La verità di quel che si legge, così come l’appropriatezza dei contenuti, non è affare di Facebook. Purtroppo per chi crede alle fake news e non si accorge che il web è governato dalla “click-economy”, per cui un tuo click “curioso” vale qualche centesimo per chi lo ha postato (incredibile: Di Maio si convince e…) e tu clicchi! Nessuno forse si è mai chiesto perché la gallery fotografica del Corriere è fatta a “pagine”. Non certo per velocizzare la foto più rapidamente, risparmiando i vostri preziosi giga di traffico. Non è così: su più pagine ci va più pubblicità! “User engagement” si chiama, e si paga!
Purtroppo anche per tutti coloro che demandano l’amicizia e la capacità di informarsi sulla realtà dei fatti a un social network che, nell’uso migliore e più alto, può servire, tutt’al più, a rimanere in contatto con degli amici o conoscenti sparsi per il globo. Niente di più, ma davvero niente.
Aspettarsi di più, infatti, è irreale, perché va contro lo scopo dichiarato dell’oggetto e la natura del web che — come magistralmente sottolineava Jonah Lynch in un suo libro — taglia via tatto, olfatto e gusto: tre sensi, quindi, della realtà sono fuori dalla realtà di internet. Una realtà da cui ci aspettiamo tutto (gli adolescenti più di noi): che gestisca l’amicizia, gli interessi, il lavoro, e che si faccia carico anche dell’uso della mia libertà, quella di credere a una cosa e non a un’altra, quello di dire qualcosa di me o di non dirlo, quello di decidere chi può sapere qualcosa di me e chi no, nell’attesa di una “legge” che tuteli il nostro cervello.

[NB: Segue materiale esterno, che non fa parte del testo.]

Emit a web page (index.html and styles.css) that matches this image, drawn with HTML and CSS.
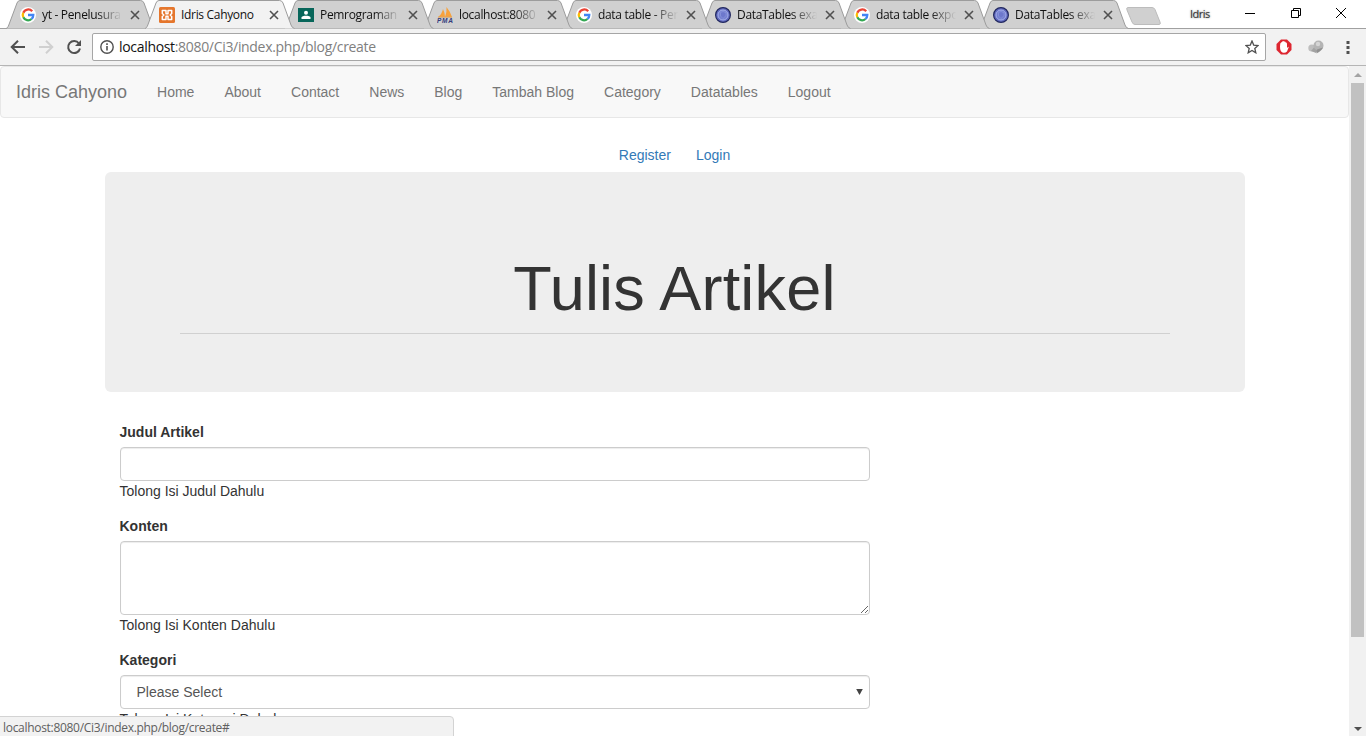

Una legge ci vuole, sia chiaro (è in arrivo a maggio il Gdpr europeo, un primo tentativo), ma nell’attesa dovremmo forse preoccuparci di educarci all’uso dei social e di internet, di esercitare la prudenza (fake account, fake email, navigazione anonima, disattivare Gps del cellulare: ci vuole poco…). Dovremmo occuparci di coltivare amicizie vere, rapporti veri, di tornare a giudicare dell’attendibilità del testimone: che sappia quel che dice e che non ci voglia ingannare.
Insomma, non perdere di vista il reale e quel che è vero, ora che è divenuto cruciale, poiché viviamo nel mondo della “post-verità” (“post” non latinamente inteso).